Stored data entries
=-=-=-=-=

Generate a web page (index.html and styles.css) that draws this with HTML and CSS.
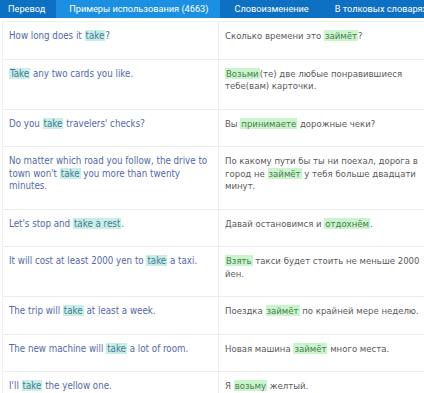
FILE: index.html
```html
<!DOCTYPE html>
<html lang="ru">
<head>
<meta charset="utf-8">
<link rel="stylesheet" href="styles.css">
</head>
<body>
<nav class="tabs">
  <span class="tab tab-first">Перевод</span>
  <span class="tab tab-active">Примеры использования (4663)</span>
  <span class="tab tab-third">Словоизменение</span>
  <span class="tab">В толковых словарях</span>
</nav>
<div class="examples">
  <div class="row">
    <div class="src">How long does it <span class="hl">take</span>?</div>
    <div class="dst">Сколько времени это <span class="hl">займёт</span>?</div>
  </div>
  <div class="row">
    <div class="src"><span class="hl">Take</span> any two cards you like.</div>
    <div class="dst"><span class="hl">Возьми</span>(те) две любые понравившиеся тебе(вам) карточки.</div>
  </div>
  <div class="row">
    <div class="src">Do you <span class="hl">take</span> travelers' checks?</div>
    <div class="dst">Вы <span class="hl">принимаете</span> дорожные чеки?</div>
  </div>
  <div class="row">
    <div class="src">No matter which road you follow, the drive to town won't <span class="hl">take</span> you more than twenty minutes.</div>
    <div class="dst">По какому пути бы ты ни поехал, дорога в город не <span class="hl">займёт</span> у тебя больше двадцати минут.</div>
  </div>
  <div class="row">
    <div class="src">Let's stop and <span class="hl">take a rest</span>.</div>
    <div class="dst">Давай остановимся и <span class="hl">отдохнём</span>.</div>
  </div>
  <div class="row">
    <div class="src">It will cost at least 2000 yen to <span class="hl">take</span> a taxi.</div>
    <div class="dst"><span class="hl">Взять</span> такси будет стоить не меньше 2000 йен.</div>
  </div>
  <div class="row">
    <div class="src">The trip will <span class="hl">take</span> at least a week.</div>
    <div class="dst">Поездка <span class="hl">займёт</span> по крайней мере неделю.</div>
  </div>
  <div class="row">
    <div class="src">The new machine will <span class="hl">take</span> a lot of room.</div>
    <div class="dst">Новая машина <span class="hl">займёт</span> много места.</div>
  </div>
  <div class="row">
    <div class="src">I'll <span class="hl">take</span> the yellow one.</div>
    <div class="dst">Я <span class="hl">возьму</span> желтый.</div>
  </div>
</div>
</body>
</html>
```

FILE: styles.css
```css
html, body {
  margin: 0;
  padding: 0;
  background: #ffffff;
}
body {
  width: 424px;
  height: 393px;
  overflow: hidden;
}
.tabs {
  display: flex;
  height: 18px;
  background: #0d70c3;
  white-space: nowrap;
  overflow: hidden;
}
.tab {
  display: flex;
  align-items: center;
  padding: 0 12px 0 13px;
  color: #ffffff;
  font-family: Roboto, "Open Sans", sans-serif;
  font-size: 9.2px;
  line-height: 18px;
}
.tab-first {
  padding: 0 11px 0 8px;
}
.tab-active {
  background: #1b8fe2;
}
.tab-third {
  padding: 0 13px 0 14px;
}
.examples {
  margin-top: 3px;
  border-top: 1px solid #f0f0f0;
  border-left: 1px solid #f0f0f0;
  margin-left: 2px;
  font-family: "DejaVu Sans Condensed", "DejaVu Sans", sans-serif;
  font-stretch: condensed;
  font-size: 9.7px;
  line-height: 12.5px;
}
.row {
  display: grid;
  grid-template-columns: 216px 1fr;
  border-bottom: 1px solid #ececec;
}
.src, .dst {
  padding: 8px 3px 16px 6px;
}
.src {
  color: #5268aa;
  border-right: 1px solid #ececec;
}
.dst {
  color: #5a5a5a;
  font-size: 9.5px;
  padding-left: 6px;
  padding-right: 1px;
}
.hl {
  padding: 0 1px;
}
.src .hl {
  background: #c8efe3;
  color: #46799c;
}
.dst .hl {
  background: #c9f5cd;
  color: #4e7b4e;
}
```
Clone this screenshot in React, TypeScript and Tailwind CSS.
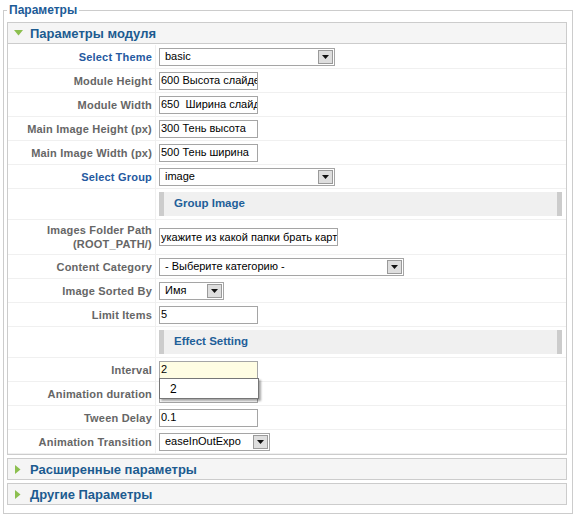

=-=-=-=-=

## [WHAT IS NEEDED]
Output every entry exactly as given; pictures are not part of the copy.

## [THE ANSWER]
Generate a web page (index.html and styles.css) that draws this with HTML and CSS.
FILE: index.html
```html
<!DOCTYPE html>
<html lang="ru">
<head>
<meta charset="utf-8">
<link rel="stylesheet" href="styles.css">
</head>
<body>
<nav class="tabs">
  <span class="tab tab-first">Перевод</span>
  <span class="tab tab-active">Примеры использования (4663)</span>
  <span class="tab tab-third">Словоизменение</span>
  <span class="tab">В толковых словарях</span>
</nav>
<div class="examples">
  <div class="row">
    <div class="src">How long does it <span class="hl">take</span>?</div>
    <div class="dst">Сколько времени это <span class="hl">займёт</span>?</div>
  </div>
  <div class="row">
    <div class="src"><span class="hl">Take</span> any two cards you like.</div>
    <div class="dst"><span class="hl">Возьми</span>(те) две любые понравившиеся тебе(вам) карточки.</div>
  </div>
  <div class="row">
    <div class="src">Do you <span class="hl">take</span> travelers' checks?</div>
    <div class="dst">Вы <span class="hl">принимаете</span> дорожные чеки?</div>
  </div>
  <div class="row">
    <div class="src">No matter which road you follow, the drive to town won't <span class="hl">take</span> you more than twenty minutes.</div>
    <div class="dst">По какому пути бы ты ни поехал, дорога в город не <span class="hl">займёт</span> у тебя больше двадцати минут.</div>
  </div>
  <div class="row">
    <div class="src">Let's stop and <span class="hl">take a rest</span>.</div>
    <div class="dst">Давай остановимся и <span class="hl">отдохнём</span>.</div>
  </div>
  <div class="row">
    <div class="src">It will cost at least 2000 yen to <span class="hl">take</span> a taxi.</div>
    <div class="dst"><span class="hl">Взять</span> такси будет стоить не меньше 2000 йен.</div>
  </div>
  <div class="row">
    <div class="src">The trip will <span class="hl">take</span> at least a week.</div>
    <div class="dst">Поездка <span class="hl">займёт</span> по крайней мере неделю.</div>
  </div>
  <div class="row">
    <div class="src">The new machine will <span class="hl">take</span> a lot of room.</div>
    <div class="dst">Новая машина <span class="hl">займёт</span> много места.</div>
  </div>
  <div class="row">
    <div class="src">I'll <span class="hl">take</span> the yellow one.</div>
    <div class="dst">Я <span class="hl">возьму</span> желтый.</div>
  </div>
</div>
</body>
</html>
```

FILE: styles.css
```css
html, body {
  margin: 0;
  padding: 0;
  background: #ffffff;
}
body {
  width: 424px;
  height: 393px;
  overflow: hidden;
}
.tabs {
  display: flex;
  height: 18px;
  background: #0d70c3;
  white-space: nowrap;
  overflow: hidden;
}
.tab {
  display: flex;
  align-items: center;
  padding: 0 12px 0 13px;
  color: #ffffff;
  font-family: Roboto, "Open Sans", sans-serif;
  font-size: 9.2px;
  line-height: 18px;
}
.tab-first {
  padding: 0 11px 0 8px;
}
.tab-active {
  background: #1b8fe2;
}
.tab-third {
  padding: 0 13px 0 14px;
}
.examples {
  margin-top: 3px;
  border-top: 1px solid #f0f0f0;
  border-left: 1px solid #f0f0f0;
  margin-left: 2px;
  font-family: "DejaVu Sans Condensed", "DejaVu Sans", sans-serif;
  font-stretch: condensed;
  font-size: 9.7px;
  line-height: 12.5px;
}
.row {
  display: grid;
  grid-template-columns: 216px 1fr;
  border-bottom: 1px solid #ececec;
}
.src, .dst {
  padding: 8px 3px 16px 6px;
}
.src {
  color: #5268aa;
  border-right: 1px solid #ececec;
}
.dst {
  color: #5a5a5a;
  font-size: 9.5px;
  padding-left: 6px;
  padding-right: 1px;
}
.hl {
  padding: 0 1px;
}
.src .hl {
  background: #c8efe3;
  color: #46799c;
}
.dst .hl {
  background: #c9f5cd;
  color: #4e7b4e;
}
```
Clone this screenshot in React, TypeScript and Tailwind CSS.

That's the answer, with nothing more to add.